After leaving Sanford, Weather’s next stop is his former home. As he suspects, Floraine’s body has been dumped on the floor. Weather searches the body and retrieves the knife, button and strands of hair deposited by Kersch. But his luck has run out. As he is leaning over the body the housekeeper shows up and draws the obvious, although wrong, conclusion.
The alarm is raised and Weather is now on the run.
“Signals Officer, signal ‘General Chase.’ ”
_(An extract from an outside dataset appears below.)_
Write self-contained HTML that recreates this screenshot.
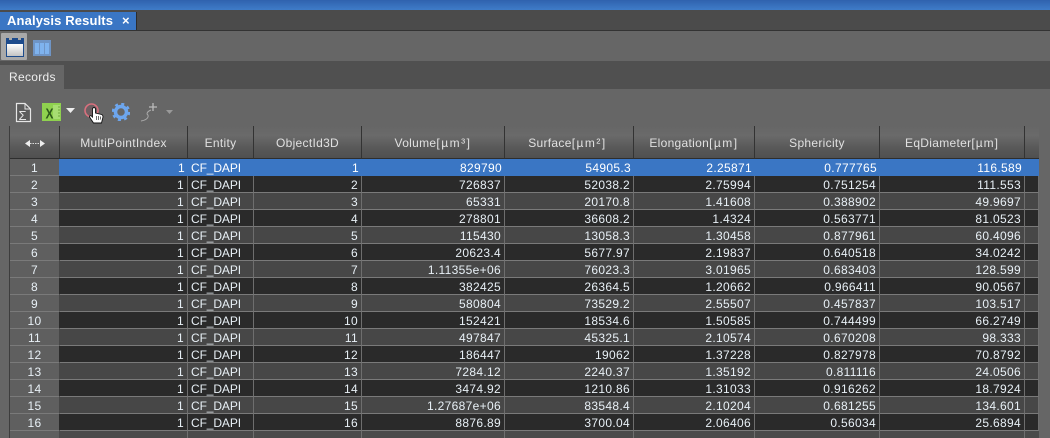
<!DOCTYPE html>
<html><head><meta charset="utf-8"><title>Analysis Results</title>
<style>
html,body{margin:0;padding:0;width:1050px;height:438px;overflow:hidden;background:#666;font-family:"Liberation Sans",sans-serif}
.a{position:absolute}
#top{left:0;top:0;width:1050px;height:10px;background:linear-gradient(#2f62ae,#3f7cc8)}
#tabbar{left:0;top:10px;width:1050px;height:20px;background:#4b4b4b}
#tab{left:0;top:12px;width:136px;height:18px;background:#3a76c4;color:#fff;font:bold 13px/18px "Liberation Sans",sans-serif;border-right:1px solid #2c2c2c}
#tab span{position:absolute;left:7px;top:0;white-space:nowrap;letter-spacing:.13px}
#tab i{position:absolute;left:122px;top:0;font:bold 13px/17px "Liberation Sans",sans-serif}
#tl{left:0;top:30px;width:1050px;height:1px;background:#333}
#strip{left:0;top:61px;width:1050px;height:28px;background:#505050}
#rec{left:0;top:65px;width:64px;height:24px;background:#666;color:#eee;font:12px/24px "Liberation Sans",sans-serif;text-indent:9px;letter-spacing:.3px}
#btn{left:1px;top:33px;width:26px;height:27px;background:#a9a9a9;border-radius:1px}
#tbl{left:10px;top:126px;border-collapse:separate;border-spacing:0;table-layout:fixed;width:1029px;font-size:12px;color:#e8f0f6}
#tbl td,#tbl th{padding:0;overflow:hidden;white-space:nowrap}
#tbl th{height:33px;font-weight:normal;letter-spacing:.3px;background:linear-gradient(#666 0,#6a6a6a 30%,#585858 70%,#505050 100%);border-right:1px solid #333;border-bottom:1px solid #2e2e2e;color:#e0e0e0;vertical-align:middle;padding-top:2px;box-sizing:border-box}
#tbl th u{text-decoration:none;letter-spacing:1px}
#tbl th u.w{letter-spacing:1.5px}
#tbl tr.r td{height:17px;box-sizing:border-box;line-height:14px;text-align:right;padding:2px 3px 0 0;letter-spacing:.33px;border-right:1px solid #6e6e6e;border-bottom:1px solid #7a7a7a}
#tbl tr.r td:first-child{text-align:center;padding:3px 0 0;line-height:13px;background:#5f5f5f;background-clip:padding-box}
#tbl tr.r td.l{text-align:left;padding:2px 0 0 3px;letter-spacing:-.1px}
#tbl tr.d td{background:#2a2a2a}
#tbl tr.g td{background:#474747}
#tbl tr.d td:first-child{background:#5f5f5f;border-right-color:#2a2a2a}
#tbl tr.g td:first-child{background:#5f5f5f;border-right-color:#474747}
#tbl tr.s td{background:#3a76c4;border-right-color:#3a76c4;border-bottom-color:#3a76c4;color:#fff;padding-right:2px}
#tbl tr.s td:first-child{background:#5f5f5f;color:#e8f0f6;border-bottom-color:#7a7a7a}
#ll{left:9px;top:126px;width:1px;height:312px;background:#3d3d3d}
#rest{left:10px;top:431px;width:1029px;height:7px;background:#4a4a4a}
#rest b{position:absolute;top:0;width:1px;height:7px;background:#6e6e6e}
</style></head><body>
<div class="a" id="top"></div>
<div class="a" id="tabbar"></div>
<div class="a" id="tab"><span>Analysis Results</span><i>×</i></div>
<div class="a" id="tl"></div>
<div class="a" id="btn"></div>
<svg class="a" style="left:6px;top:38px" width="18" height="19" viewBox="0 0 18 19"><defs><linearGradient id="g" x1="0" y1="0" x2="0" y2="1"><stop offset="0" stop-color="#fff"/><stop offset="1" stop-color="#c4c4c4"/></linearGradient></defs><rect y="0" width="18" height="19" fill="#1d4b8c"/><rect x="1" y="6" width="16" height="12" fill="url(#g)"/><rect x="3" y="0" width="3" height="2" fill="#a9a9a9"/><rect x="12" y="0" width="3" height="2" fill="#a9a9a9"/></svg>
<svg class="a" style="left:33px;top:40px" width="18" height="16" viewBox="0 0 18 16"><rect width="18" height="16" fill="#6f95c6"/><rect x="2" y="3" width="4" height="11" fill="#7fb3ee"/><rect x="7" y="3" width="4" height="11" fill="#7fb3ee"/><rect x="12" y="3" width="4" height="11" fill="#7fb3ee"/></svg>
<div class="a" id="strip"></div>
<div class="a" id="rec">Records</div>
<svg class="a" style="left:15px;top:102px" width="17" height="21" viewBox="0 0 17 21"><path d="M1.500 1.500H10L15.500 7V19.500H1.500Z" fill="#5c5c5c" stroke="#e6e6e6" stroke-width="1.200"/><path d="M10 1.500V7H15.500" fill="none" stroke="#e6e6e6"/><text x="3.500" y="18" font-family="Liberation Sans,sans-serif" font-size="13" fill="#e6e6e6">Σ</text></svg>
<svg class="a" style="left:42px;top:103px" width="19" height="18" viewBox="0 0 19 18"><rect width="19" height="18" fill="#8fd14f"/><rect x="11" y="2" width="7" height="14" fill="#a7dd72"/><path d="M16 4h2M16 7h2M16 10h2M16 13h2" stroke="#6fa83c"/><text transform="translate(3.500 15.500) scale(.8 1)" font-family="Liberation Sans,sans-serif" font-weight="bold" font-size="15" fill="#2d5a1a">X</text></svg>
<svg class="a" style="left:66px;top:108px" width="9" height="6"><path d="M0 0H9L4.500 5Z" fill="#eee"/></svg>
<svg class="a" style="left:83px;top:102px" width="21" height="22" viewBox="0 0 21 22"><circle cx="8.500" cy="8.500" r="6.500" fill="#6e5f62" stroke="#d9707e" stroke-width="1.600"/><path d="M9.500 6.500Q11 4.500 12.500 6.500V11L18.500 12.500Q20 13 20 15L18.500 21H10.500L6.500 15Q6.500 13 8.500 14L9.500 15Z" fill="#fff" stroke="#111" stroke-width=".9"/><path d="M13.500 14v4M15.500 14v4M17.500 14.500v3" stroke="#333" stroke-width=".7"/></svg>
<svg class="a" style="left:112px;top:103px" width="18" height="18" viewBox="0 0 18 18"><circle cx="9" cy="9" r="5.500" fill="none" stroke="#6da6ee" stroke-width="3.500"/><circle cx="9" cy="9" r="8" fill="none" stroke="#6da6ee" stroke-width="2.500" stroke-dasharray="3 3.280"/></svg>
<svg class="a" style="left:140px;top:103px" width="35" height="19" viewBox="0 0 35 19"><path d="M1 18Q7 17 8 14Q8.500 12 7 11Q7 8.500 11 7" fill="none" stroke="#aaa" stroke-width="1"/><path d="M13 0v8M9 4h8" stroke="#bbb" stroke-width="1.300"/><path d="M26 7H33L29.500 11Z" fill="#999"/></svg>
<div class="a" id="ll"></div>
<table class="a" id="tbl"><colgroup><col style="width:50px"><col style="width:128px"><col style="width:66px"><col style="width:108px"><col style="width:143px"><col style="width:129px"><col style="width:121px"><col style="width:125px"><col style="width:145px"><col style="width:14px"></colgroup>
<tr><th><svg width="20" height="7" viewBox="0 0 20 7" style="display:block;margin:0 auto 0 15px"><path d="M0 3.500L5 0V7ZM20 3.500L15 0V7Z" fill="#eee"/><path d="M5 3.500H15" stroke="#ddd" stroke-dasharray="1.500 1"/></svg></th><th>MultiPointIndex</th><th>Entity</th><th>ObjectId3D</th><th>Volume<u class="w">[µm³]</u></th><th style="padding-right:3px">Surface<u class="w">[µm²]</u></th><th>Elongation<u class="w">[µm]</u></th><th>Sphericity</th><th>EqDiameter<u>[µm]</u></th><th style="border-right:0"></th></tr>
<tr class="r s"><td>1</td><td>1</td><td class="l">CF_DAPI</td><td>1</td><td>829790</td><td>54905.3</td><td>2.25871</td><td>0.777765</td><td>116.589</td><td></td></tr>
<tr class="r d"><td>2</td><td>1</td><td class="l">CF_DAPI</td><td>2</td><td>726837</td><td>52038.2</td><td>2.75994</td><td>0.751254</td><td>111.553</td><td></td></tr>
<tr class="r g"><td>3</td><td>1</td><td class="l">CF_DAPI</td><td>3</td><td>65331</td><td>20170.8</td><td>1.41608</td><td>0.388902</td><td>49.9697</td><td></td></tr>
<tr class="r d"><td>4</td><td>1</td><td class="l">CF_DAPI</td><td>4</td><td>278801</td><td>36608.2</td><td>1.4324</td><td>0.563771</td><td>81.0523</td><td></td></tr>
<tr class="r g"><td>5</td><td>1</td><td class="l">CF_DAPI</td><td>5</td><td>115430</td><td>13058.3</td><td>1.30458</td><td>0.877961</td><td>60.4096</td><td></td></tr>
<tr class="r d"><td>6</td><td>1</td><td class="l">CF_DAPI</td><td>6</td><td>20623.4</td><td>5677.97</td><td>2.19837</td><td>0.640518</td><td>34.0242</td><td></td></tr>
<tr class="r g"><td>7</td><td>1</td><td class="l">CF_DAPI</td><td>7</td><td>1.11355e+06</td><td>76023.3</td><td>3.01965</td><td>0.683403</td><td>128.599</td><td></td></tr>
<tr class="r d"><td>8</td><td>1</td><td class="l">CF_DAPI</td><td>8</td><td>382425</td><td>26364.5</td><td>1.20662</td><td>0.966411</td><td>90.0567</td><td></td></tr>
<tr class="r g"><td>9</td><td>1</td><td class="l">CF_DAPI</td><td>9</td><td>580804</td><td>73529.2</td><td>2.55507</td><td>0.457837</td><td>103.517</td><td></td></tr>
<tr class="r d"><td>10</td><td>1</td><td class="l">CF_DAPI</td><td>10</td><td>152421</td><td>18534.6</td><td>1.50585</td><td>0.744499</td><td>66.2749</td><td></td></tr>
<tr class="r g"><td>11</td><td>1</td><td class="l">CF_DAPI</td><td>11</td><td>497847</td><td>45325.1</td><td>2.10574</td><td>0.670208</td><td>98.333</td><td></td></tr>
<tr class="r d"><td>12</td><td>1</td><td class="l">CF_DAPI</td><td>12</td><td>186447</td><td>19062</td><td>1.37228</td><td>0.827978</td><td>70.8792</td><td></td></tr>
<tr class="r g"><td>13</td><td>1</td><td class="l">CF_DAPI</td><td>13</td><td>7284.12</td><td>2240.37</td><td>1.35192</td><td>0.811116</td><td>24.0506</td><td></td></tr>
<tr class="r d"><td>14</td><td>1</td><td class="l">CF_DAPI</td><td>14</td><td>3474.92</td><td>1210.86</td><td>1.31033</td><td>0.916262</td><td>18.7924</td><td></td></tr>
<tr class="r g"><td>15</td><td>1</td><td class="l">CF_DAPI</td><td>15</td><td>1.27687e+06</td><td>83548.4</td><td>2.10204</td><td>0.681255</td><td>134.601</td><td></td></tr>
<tr class="r d"><td>16</td><td>1</td><td class="l">CF_DAPI</td><td>16</td><td>8876.89</td><td>3700.04</td><td>2.06406</td><td>0.56034</td><td>25.6894</td><td></td></tr>
</table>
<div class="a" id="rest"><b style="left:177px"></b><b style="left:243px"></b><b style="left:351px"></b><b style="left:494px"></b><b style="left:623px"></b><b style="left:744px"></b><b style="left:869px"></b><b style="left:1014px"></b><span class="a" style="left:0;top:0;width:49px;height:7px;background:#5f5f5f"></span></div>
</body></html>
In nearly all his books, Macdonald’s protagonist, whether Lew Archer or someone else, is cast as the pursuer. Occasinally,Archer will need to take cover or evade for a bit, but Macdonald’s protagonists are hunters, not hunted. This is a shame because Macdonald had a talent for writing pursuit scenes from the point of view of the quarry. The pursuit in The Dark Tunnel is the best thing about the book and stands up, as a single episode, well against his mature work. The pursuit scene in Blue City, depending how you want to count it, covers thirty pages of brilliant, suspenseful action. All the police and half the town are after him. Weather escapes repeatedly from what appear to be hopeless situations. The episode even has moments of humor, a talent that Macdonald displays very rarely. The chase is so good I’m not going to spoil it by summarizing it here. But as the chase winds down, I have to note some important plot developments:
- He hides out with Clara, the prostitute with the heart of gold and (possibly) the ability to be orgasmic with Weather. Their relationship deepens to the point where they talk about the possibility of a future together.
- Spoiler alert. Weathers forces Kersch to open the safe in his office. It contains a marriage license between Kersch and Floraine. This is the secret Floraine was referring to in her conversation with Sault. Because she was still married to Kersch, her marriage to Weather’s father was void for reasons of bigamy, and she inherited nothing on his death.
- For good measure, the safe also contains love letters from the ineffectual mayor, Freeman Allister, to Sault’s sister.
- Macdonald remembers, this time, to end the chapter the right way—with the crooked police drilling the office door with a burst of submachine gun fire.